1981 – dans la vidéo de The evening’s young, des bâtonnets lumineux multicolores forment l’inscription Yello. Le visage d’un jeune homme en premier plan: Boris Blank – de face, de côté, le corps entier dans un jeu d’ombres, des coupes rapides, différentes perspectives, couleurs fortes, puis Dieter Meier au micro avec des couleurs monochromes changeantes en arrière-plan. Tout est coloré, se dissout puis recommence, enchaînant coupures, jeux de lumière et de couleur. Le son est rythmiquement varié, accompagné d’une voix parlée. Un produit artistique audiovisuel qui exploite les possibilités musicales et visuelles du média de manière expérimentale, mais sans le surcharger : simple, ludique, léger, élégant, sûr de lui et sans se prendre trop au sérieux.
Yello: The young, Video 1981
C’est ainsi que se présente Yello – et la répartition des rôles restera constante : Blank crée les paysages sonores à partir de samples et patterns rythmiques, tandis que Meier se charge de l’aspect visuel et de la voix. Meier aime se définir un amateur, qui n’a jamais rien appris d’artistique et que tout se décide par pur hasard, lors que Blank se définit un peintre sonore et attribue avec amour des noms individuels à ses samples.
Si la vidéo de The evenings young a encore un parfum de «fait maison», celle de Bostich, datant 1984, qui a catapulté Yello en tête des hit-parades mondiales sur maxisingle vinyle en tant que « natural born hit », est un peu plus élaborée, même si légere et avec une touche underground : Blank et Meier sont à nouveau les protagonistes, avec cette fois-ci des appareils et des pièces de machines qui dansent en rythme.
Yelllo: Bostich, Video 1984
Les années 80 voient également la création de la chaîne télé Music Television, MTV, à New York : avec ses 50 déclinaisons régionales, ce nouveau canal de diffusion consolide de nombreuses carrières pop.

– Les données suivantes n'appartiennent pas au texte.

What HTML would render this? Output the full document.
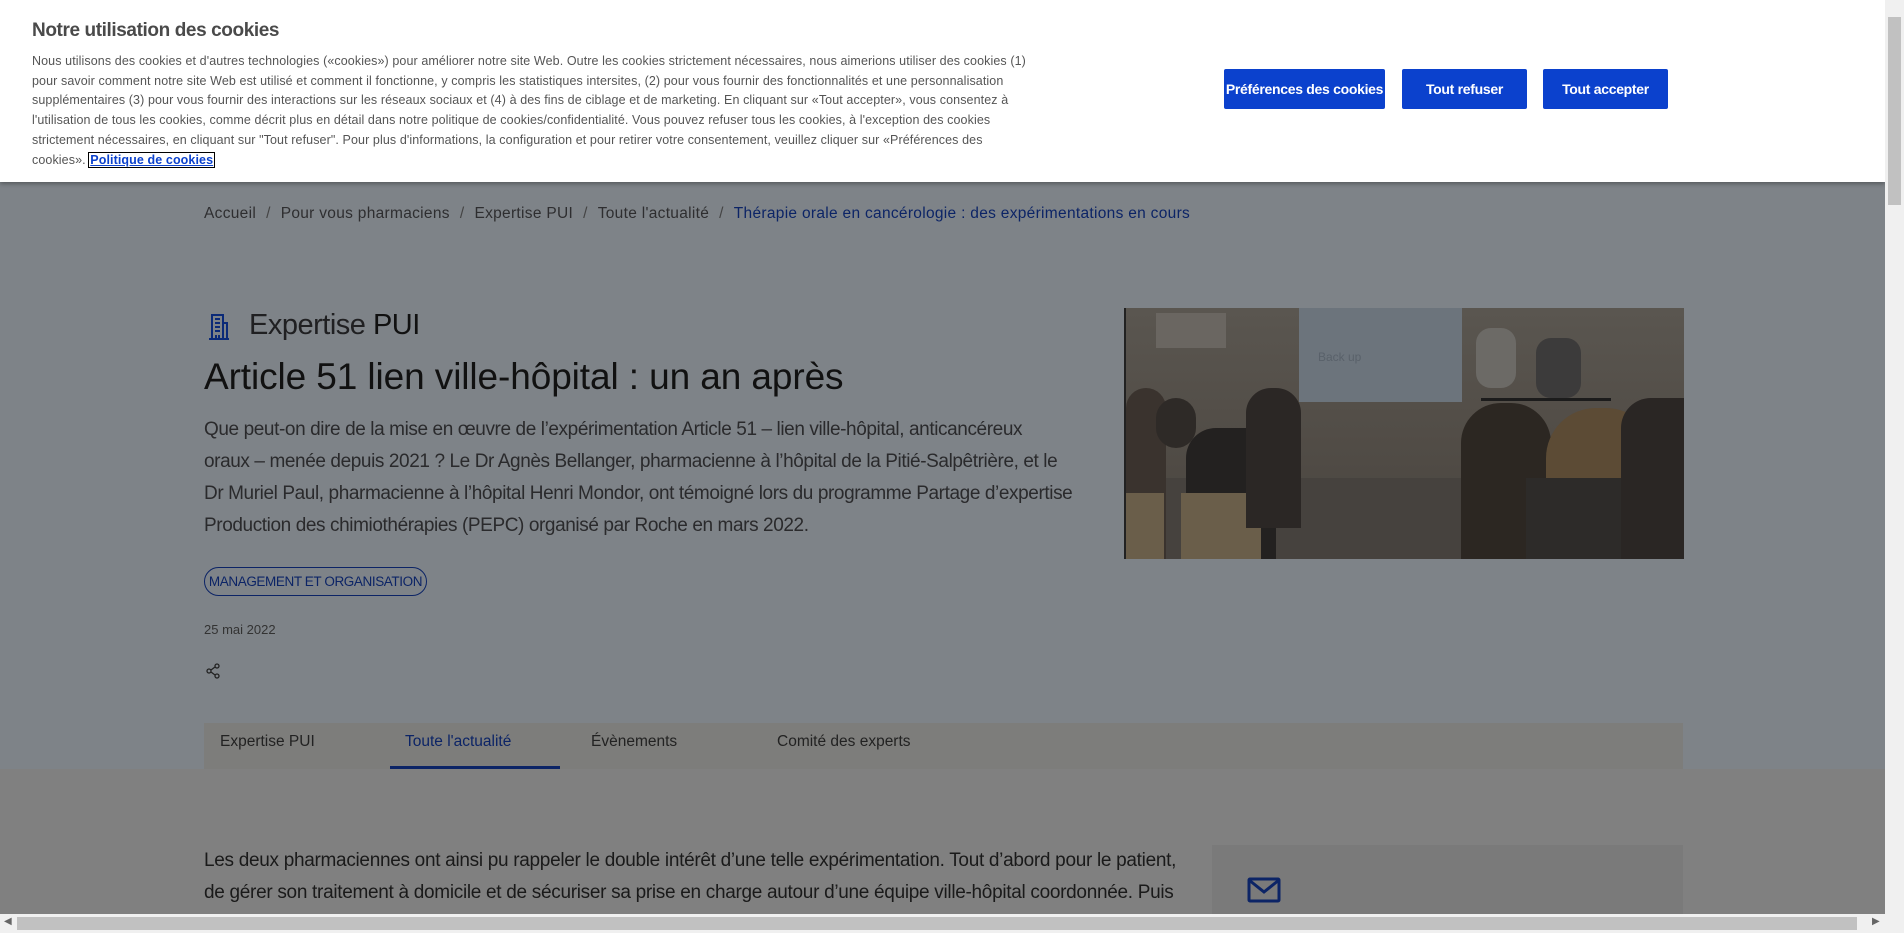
<!DOCTYPE html>
<html><head><meta charset="utf-8">
<style>
*{margin:0;padding:0;box-sizing:border-box}
body{width:1904px;height:933px;overflow:hidden;background:#808080;font-family:"Liberation Sans",sans-serif;position:relative}
.abs{position:absolute}
.hero{left:0;top:182px;width:1885px;height:587px;background:#7e8388}
.banner{left:0;top:0;width:1885px;height:182px;background:#fff;box-shadow:0 2px 4px rgba(0,0,0,.3)}
.btn{position:absolute;top:69px;height:40px;background:#0b41cd;color:#fff;font-weight:bold;font-size:14px;display:flex;align-items:center;justify-content:center;border-radius:2px;letter-spacing:-0.3px}
.crumb{top:205px;left:204px;font-size:15.5px;color:#2e2e30;white-space:nowrap;letter-spacing:0.3px}
.crumb span.s{margin:0 10px;color:#444}
.nw{white-space:nowrap}
</style></head><body>
<div class="abs hero"></div>

<div class="abs crumb">Accueil<span class="s">/</span>Pour vous pharmaciens<span class="s">/</span>Expertise PUI<span class="s">/</span>Toute l'actualité<span class="s">/</span><span style="color:#0c2466">Thérapie orale en cancérologie : des expérimentations en cours</span></div>

<svg class="abs" style="left:208px;top:313px" width="22" height="28" viewBox="0 0 22 28"><g fill="none" stroke="#0b2a78" stroke-width="2"><rect x="4" y="2" width="11" height="24"/><path d="M15 10h4v16M1 26h20M7 6h5M7 10h5M7 14h5M7 18h5M8 22v4M11 22v4"/></g></svg>
<div class="abs" style="left:249px;top:309px;font-size:29px;color:#202022;letter-spacing:-0.5px">Expertise <b style="font-weight:normal;color:#111">PUI</b></div>
<div class="abs" style="left:204px;top:356px;font-size:37px;color:#111;letter-spacing:-0.1px">Article 51 lien ville-hôpital : un an après</div>
<div class="abs nw" style="left:204px;top:414px;font-size:19px;line-height:32px;color:#2a2a2c;letter-spacing:-0.4px">Que peut-on dire de la mise en œuvre de l’expérimentation Article 51 – lien ville-hôpital, anticancéreux<br>oraux – menée depuis 2021 ? Le Dr Agnès Bellanger, pharmacienne à l’hôpital de la Pitié-Salpêtrière, et le<br>Dr Muriel Paul, pharmacienne à l’hôpital Henri Mondor, ont témoigné lors du programme Partage d’expertise<br>Production des chimiothérapies (PEPC) organisé par Roche en mars 2022.</div>
<div class="abs" style="left:204px;top:567px;width:223px;height:29px;border:1.5px solid #0c2466;border-radius:15px;color:#0c2466;font-size:13.5px;display:flex;align-items:center;justify-content:center;letter-spacing:-0.4px">MANAGEMENT ET ORGANISATION</div>
<div class="abs" style="left:204px;top:622px;font-size:13px;color:#333">25 mai 2022</div>
<svg class="abs" style="left:205px;top:663px" width="16" height="16" viewBox="0 0 16 16"><g fill="none" stroke="#222" stroke-width="1.3"><circle cx="12" cy="3" r="2"/><circle cx="4" cy="8" r="2"/><circle cx="12" cy="13" r="2"/><path d="M6 7l4-3M6 9l4 3"/></g></svg>

<div class="abs" style="left:1124px;top:308px;width:560px;height:251px;overflow:hidden;background:linear-gradient(#5a5650,#514c46 55%,#48443f);border-left:2px solid #222">
 <div class="abs" style="left:173px;top:0;width:163px;height:94px;background:#6c747c"></div>
 <div class="abs" style="left:192px;top:42px;font-size:12px;color:#59616a">Back up</div>
 <div class="abs" style="left:30px;top:5px;width:70px;height:35px;background:#6a6661"></div>
 <div class="abs" style="left:0;top:170px;width:560px;height:81px;background:#46423e"></div>
 <div class="abs" style="left:60px;top:120px;width:90px;height:131px;background:#232120;border-radius:30px 30px 0 0"></div>
 <div class="abs" style="left:0;top:80px;width:40px;height:171px;background:#3a332e;border-radius:20px 20px 0 0"></div>
 <div class="abs" style="left:30px;top:90px;width:40px;height:50px;background:#2e2a27;border-radius:20px"></div>
 <div class="abs" style="left:55px;top:185px;width:80px;height:66px;background:#6a5e4a"></div>
 <div class="abs" style="left:0;top:185px;width:38px;height:66px;background:#6a5e4a"></div>
 <div class="abs" style="left:120px;top:80px;width:55px;height:140px;background:#2b2725;border-radius:25px 25px 0 0"></div>
 <div class="abs" style="left:350px;top:20px;width:40px;height:60px;background:#6c6a66;border-radius:15px"></div>
 <div class="abs" style="left:410px;top:30px;width:45px;height:60px;background:#3c3b3b;border-radius:15px"></div>
 <div class="abs" style="left:355px;top:90px;width:130px;height:3px;background:#1c1c1c"></div>
 <div class="abs" style="left:335px;top:95px;width:90px;height:156px;background:#2c2722;border-radius:40px 40px 0 0"></div>
 <div class="abs" style="left:420px;top:100px;width:110px;height:151px;background:#5c4b35;border-radius:50px 50px 0 0"></div>
 <div class="abs" style="left:400px;top:170px;width:110px;height:81px;background:#2d2b29"></div>
 <div class="abs" style="left:495px;top:90px;width:65px;height:161px;background:#2a2624;border-radius:30px 0 0 0"></div>
</div>

<div class="abs" style="left:204px;top:723px;width:1479px;height:46px;background:#7d7d7b"></div>
<div class="abs" style="left:220px;top:733px;font-size:15.5px;color:#222">Expertise PUI</div>
<div class="abs" style="left:405px;top:733px;font-size:15.5px;color:#0c2466">Toute l'actualité</div>
<div class="abs" style="left:591px;top:733px;font-size:15.5px;color:#222">Évènements</div>
<div class="abs" style="left:777px;top:733px;font-size:15.5px;color:#222">Comité des experts</div>
<div class="abs" style="left:390px;top:766px;width:170px;height:3px;background:#0c2466"></div>

<div class="abs nw" style="left:204px;top:845px;font-size:19px;line-height:32px;color:#1a1a1a;letter-spacing:-0.3px">Les deux pharmaciennes ont ainsi pu rappeler le double intérêt d’une telle expérimentation. Tout d’abord pour le patient,<br>de gérer son traitement à domicile et de sécuriser sa prise en charge autour d’une équipe ville-hôpital coordonnée. Puis</div>
<div class="abs" style="left:1212px;top:845px;width:471px;height:70px;background:#7a7a7a"></div>
<svg class="abs" style="left:1247px;top:877px" width="34" height="26" viewBox="0 0 34 26"><g fill="none" stroke="#0c2466" stroke-width="3"><rect x="2" y="2" width="30" height="22" rx="1"/><path d="M2 3l15 12 15-12"/></g></svg>

<div class="abs banner">
 <div class="abs" style="left:32px;top:20px;font-size:19px;font-weight:bold;color:#4a4a4a;letter-spacing:-0.4px">Notre utilisation des cookies</div>
 <div class="abs nw" style="left:32px;top:52px;font-size:12.5px;line-height:19.7px;color:#555;letter-spacing:0.1px">Nous utilisons des cookies et d'autres technologies («cookies») pour améliorer notre site Web. Outre les cookies strictement nécessaires, nous aimerions utiliser des cookies (1)<br>pour savoir comment notre site Web est utilisé et comment il fonctionne, y compris les statistiques intersites, (2) pour vous fournir des fonctionnalités et une personnalisation<br>supplémentaires (3) pour vous fournir des interactions sur les réseaux sociaux et (4) à des fins de ciblage et de marketing. En cliquant sur «Tout accepter», vous consentez à<br>l'utilisation de tous les cookies, comme décrit plus en détail dans notre politique de cookies/confidentialité. Vous pouvez refuser tous les cookies, à l'exception des cookies<br>strictement nécessaires, en cliquant sur "Tout refuser". Pour plus d'informations, la configuration et pour retirer votre consentement, veuillez cliquer sur «Préférences des<br>cookies». <span style="color:#0b41cd;font-weight:bold;text-decoration:underline;outline:1px solid #000;padding:0 1px">Politique de cookies</span></div>
 <div class="btn" style="left:1224px;width:161px">Préférences des cookies</div>
 <div class="btn" style="left:1402px;width:125px">Tout refuser</div>
 <div class="btn" style="left:1543px;width:125px">Tout accepter</div>
</div>

<div class="abs" style="left:1885px;top:0;width:19px;height:933px;background:#f0f0f0"></div>
<div class="abs" style="left:1888px;top:17px;width:13px;height:188px;background:#c1c1c1"></div>
<div class="abs" style="left:0;top:914px;width:1904px;height:19px;background:#f0f0f0"></div>
<div class="abs" style="left:17px;top:917px;width:1840px;height:13px;background:#c1c1c1"></div>
<div class="abs" style="left:4px;top:916px;font-size:10px;color:#666">◀</div>
<div class="abs" style="left:1872px;top:916px;font-size:10px;color:#666">▶</div>
</body></html>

L’orientation audiovisuelle de Yello s’adapte tout naturellement à ce nouveau média. Le duo ne l’utilise pas « seulement » pour des vidéos musicales, mais y tisse aussi des histoires bizarres, comme par exemple dans la performance Dr. Van Steiner de 1994, où Blank, interviewé par Meier, joue ses sons de manière cachée et les reproduit par imitation.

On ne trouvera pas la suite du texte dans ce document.